Effortlessly, If you can hum a tune, the website will do the rest. UJAM is a neat new website that was recently unveiled at the TechCrunch Disrupt conference in New York City. It transforms even the most basic tune hummed or sung into your computer’s microphone into a virtual masterpiece! Music giants Hans Zimmer and Pharrell Williams are backing the site, which will launch soon. The team behind it recently demoed the technology, which only requires a microphone and your computer.

Once you log into the site, you click record and you can start singing a song or humming a tune. You don’t even have to be on key. Once you’re done recording, the site will let you play back your music in a variety of ways – want a country twang, a big time musical score or a big band sound? It only takes one click of the mouse to transform your recording into a dozen variations. You can then share your creation with friends, family or the world! Making music has never been easier or faster, and you have to see – and hear it – to believe it. Check out the demo below for a sneak peek. Right now the website is taking applications for beta testers.

Chris Sacca Demostrates UJam


Updated: May 25th
Pharrell Williams & Hans Zimmer
If you’ve ever heard a singer live who sounded nothing like they did on the radio, your first thought is probably to ask for a refund for the hours of your life that you wasted listening to something slightly more harmonious than a cat in heat. Your second thought might be “I could make better music than that.” And if you catch the eye of a prominent producer, with the right connections, perhaps you could. But if you don’t have 1. P. Diddy on speed dial, or 2. access to a small army of people with the talent to turn your off key humming into something worth listening to you might have a challenge on your hands. UJAM wants to change that. The founders have recruited heavy hitter music industry pros like composer Hans Zimer and producer Pharrell Williams (that’s one down), and developed software that lets you add backing tracks, audio correction and lots more with a few clicks (and, that’s two).

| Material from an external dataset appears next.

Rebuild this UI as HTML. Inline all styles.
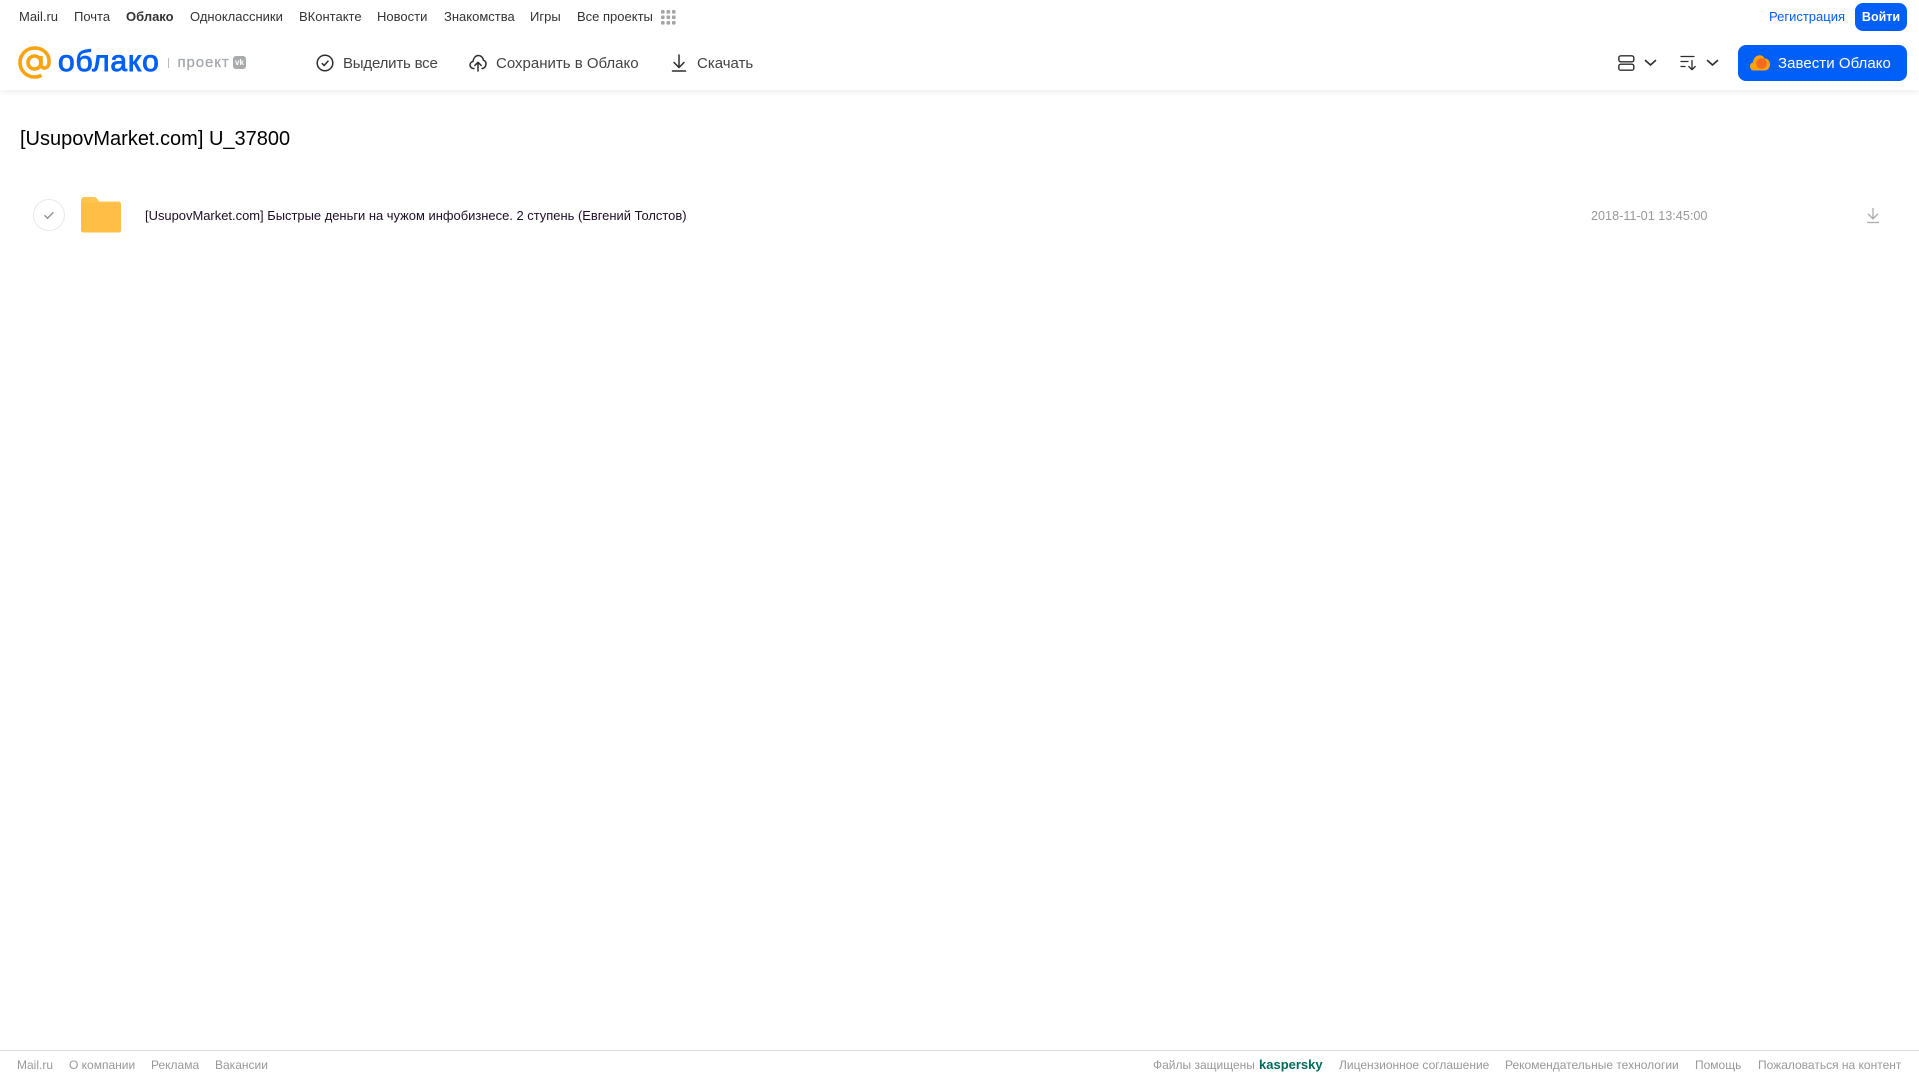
<!DOCTYPE html>
<html lang="ru"><head><meta charset="utf-8"><title>Облако</title>
<style>
html,body{margin:0;padding:0;width:1919px;height:1079px;overflow:hidden;background:#fff;font-family:"Liberation Sans","Noto Sans CJK SC",sans-serif;color:#333}
.t{position:absolute;white-space:nowrap;line-height:20px;height:20px}
.n{font-size:13px;top:7px;color:#333}
.a{font-size:15px;top:53.500px;color:#444}
.f{font-size:12px;top:1055px;color:#999}
svg{position:absolute;overflow:visible}
#hd{position:absolute;left:0;top:0;width:1919px;height:90px;background:#fff;box-shadow:0 2px 6px rgba(0,0,0,.07)}
.btn{position:absolute;background:#005ff9;border-radius:8px}
</style></head><body>
<div id="hd"></div>
<div class="t n" style="left:19px">Mail.ru</div>
<div class="t n" style="left:74px">Почта</div>
<div class="t n" style="left:126px;font-weight:bold">Облако</div>
<div class="t n" style="left:190px">Одноклассники</div>
<div class="t n" style="left:299px">ВКонтакте</div>
<div class="t n" style="left:377px">Новости</div>
<div class="t n" style="left:444px">Знакомства</div>
<div class="t n" style="left:530px">Игры</div>
<div class="t n" style="left:577px">Все проекты</div>
<svg style="left:661px;top:10px" width="15" height="15" fill="#a5a5a5"><rect x="0" y="0" width="3.6" height="3.6" rx="1"/><rect x="5.5" y="0" width="3.6" height="3.6" rx="1"/><rect x="11" y="0" width="3.6" height="3.6" rx="1"/><rect x="0" y="5.5" width="3.6" height="3.6" rx="1"/><rect x="5.5" y="5.5" width="3.6" height="3.6" rx="1"/><rect x="11" y="5.5" width="3.6" height="3.6" rx="1"/><rect x="0" y="11" width="3.6" height="3.6" rx="1"/><rect x="5.5" y="11" width="3.6" height="3.6" rx="1"/><rect x="11" y="11" width="3.6" height="3.6" rx="1"/></svg>

<svg style="left:18px;top:46px" width="34" height="34" fill="none" stroke="#f9a30f" stroke-width="3.600"><circle cx="16.500" cy="16.500" r="6.500"/><path d="M23 10v8.500c0 5 7.500 5 8-1.500C32 8 25 2 16.500 2 8.500 2 2 8.500 2 16.500S8.500 31 16.500 31c2.500 0 5-.6 7-1.700"/></svg>
<div class="t" style="left:58px;top:46px;height:32px;line-height:32px;font-size:30px;font-weight:normal;color:#005ff9;letter-spacing:.8px;-webkit-text-stroke:.9px #005ff9">облако</div>
<div style="position:absolute;left:168px;top:58px;width:1px;height:10px;background:#b8babd"></div>
<div class="t" style="left:177.500px;top:53px;font-size:15px;color:#a5a8ad;letter-spacing:.9px;-webkit-text-stroke:.3px #a5a8ad">проект</div>
<div style="position:absolute;left:233px;top:56px;width:13px;height:13px;border-radius:3px;background:#a9abaf"></div>
<div class="t" style="left:233px;top:56px;width:13px;height:13px;line-height:13px;font-size:8px;font-weight:bold;color:#fff;text-align:center">vk</div>

<svg style="left:316px;top:54px" width="18" height="18" fill="none" stroke="#2c2d2e" stroke-width="1.500"><circle cx="9" cy="9" r="7.800"/><path d="M5.800 9.200l2.300 2.300 4.300-4.700"/></svg>
<div class="t a" style="left:343px;letter-spacing:-.2px">Выделить все</div>
<svg style="left:469px;top:54px" width="18" height="18" fill="none" stroke="#2c2d2e" stroke-width="1.500" stroke-linecap="round" stroke-linejoin="round"><path d="M5 14.500H4.500C2.300 14.500 1 12.800 1 11c0-1.800 1.300-3.200 3-3.500C4.500 4 6.500 1.500 9.300 1.500c2.700 0 4.700 2 5.100 4.600 1.700.4 2.900 2.400 2.600 4.300-.3 2.300-1.900 4.100-4 4.100"/><path d="M9 17V8.500M5.800 11.500L9 8.300l3.200 3.200"/></svg>
<div class="t a" style="left:496px">Сохранить в Облако</div>
<svg style="left:671px;top:54px" width="16" height="18" fill="none" stroke="#2c2d2e" stroke-width="1.500" stroke-linecap="round" stroke-linejoin="round"><path d="M8 1v12M3 8.500L8 13.500l5-5M1.500 17h13"/></svg>
<div class="t a" style="left:697px">Скачать</div>

<svg style="left:1618px;top:55px" width="17" height="16" fill="none" stroke="#2c2d2e" stroke-width="1.400"><rect x=".8" y=".8" width="15" height="6" rx="2"/><rect x=".8" y="9.200" width="15" height="6" rx="2"/></svg>
<svg style="left:1644px;top:59px" width="13" height="8" fill="none" stroke="#2c2d2e" stroke-width="1.600" stroke-linecap="round" stroke-linejoin="round"><path d="M1.500 1.500l5 4.500 5-4.500"/></svg>
<svg style="left:1680px;top:55px" width="17" height="16" fill="none" stroke="#2c2d2e" stroke-width="1.300" stroke-linecap="round" stroke-linejoin="round"><path d="M1 1.500h13M1 6.500h7M1 11.500h4M12 5.500v9M8.800 11.500l3.200 3.200 3.200-3.200"/></svg>
<svg style="left:1706px;top:59px" width="13" height="8" fill="none" stroke="#2c2d2e" stroke-width="1.600" stroke-linecap="round" stroke-linejoin="round"><path d="M1.500 1.500l5 4.500 5-4.500"/></svg>

<div class="t n" style="left:1769px;color:#005ff9">Регистрация</div>
<div class="btn" style="left:1855px;top:3px;width:52px;height:28px"></div>
<div class="t" style="left:1855px;top:7px;width:52px;text-align:center;font-size:12.500px;font-weight:bold;color:#fff">Войти</div>
<div class="btn" style="left:1738px;top:45px;width:169px;height:36px"></div>
<svg style="left:1750px;top:54px" width="20" height="17"><path d="M4 16.500C1.500 16.500 0 14.500 0 12.300c0-2 1.300-3.500 3-3.900C3.300 5 5 2.500 8 1.500c3-.8 5.500.5 6.500 3 3-.3 5.500 2.500 5.500 6 0 3.500-2.500 6-5.500 6z" fill="#f9a30f"/><circle cx="11.500" cy="9.500" r="5.300" fill="#f56a1f"/></svg>
<div class="t" style="left:1778px;top:53.500px;font-size:15px;color:#fff;letter-spacing:.05px">Завести Облако</div>

<div class="t" style="left:20px;top:126px;height:26px;line-height:26px;font-size:20px;color:#000">[UsupovMarket.com] U_37800</div>

<svg style="left:33px;top:199px" width="32" height="32" fill="none"><circle cx="16" cy="16" r="15.500" stroke="#e9e9ea"/><path d="M11.500 16.300l3 3 6-6" stroke="#8e9094" stroke-width="1.400"/></svg>
<svg style="left:81px;top:197px" width="40" height="36"><path d="M0 3.500C0 1.500 1.500 0 3.500 0h9c2 0 3 .8 4 2.200L18 4.500h19.500c1.500 0 2.500 1 2.500 2.500v4H0z" fill="#fec550"/><path d="M0 6h37.500C39 6 40 7 40 8.500V33c0 1.500-1 2.500-2.500 2.500h-35C1 35.500 0 34.500 0 33z" fill="#ffbe45"/></svg>
<div class="t" style="left:145px;top:206px;font-size:12.950px;color:#1f0c26">[UsupovMarket.com] Быстрые деньги на чужом инфобизнесе. 2 ступень (Евгений Толстов)</div>
<div class="t" style="left:1591px;top:206px;font-size:12.650px;color:#999">2018-11-01 13:45:00</div>
<svg style="left:1866px;top:207px" width="14" height="17" fill="none" stroke="#aaa" stroke-width="1.300"><path d="M7 1v10.500M2 6.800l5 5 5-5M1 15.500h12"/></svg>

<div style="position:absolute;left:0;top:1050px;width:1919px;height:1px;background:#dcdcdc"></div>
<div class="t f" style="left:17px">Mail.ru</div>
<div class="t f" style="left:69px">О компании</div>
<div class="t f" style="left:151px">Реклама</div>
<div class="t f" style="left:215px">Вакансии</div>
<div class="t f" style="left:1153px">Файлы защищены</div>
<div class="t f" style="left:1259px;font-weight:bold;font-size:13px;color:#006d5c">kaspersky</div>
<div class="t f" style="left:1339px">Лицензионное соглашение</div>
<div class="t f" style="left:1505px">Рекомендательные технологии</div>
<div class="t f" style="left:1695px">Помощь</div>
<div class="t f" style="left:1758px">Пожаловаться на контент</div>
</body></html>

Essentially they’re seriously reducing the entry barrier to not just creating music, but creating good music, by removing the need for formal training. Whether that’s a good or bad thing is a matter of opinion, but the technology is pretty amazing in terms of simplicity and end result. They ultimately want to be part of other music technologies online, and allow people to share their creations socially. While they are still an invite only service, they eventually plan to offer a freemium model where a certain number of styles and sound effects are available for free with more professional options available for a fee.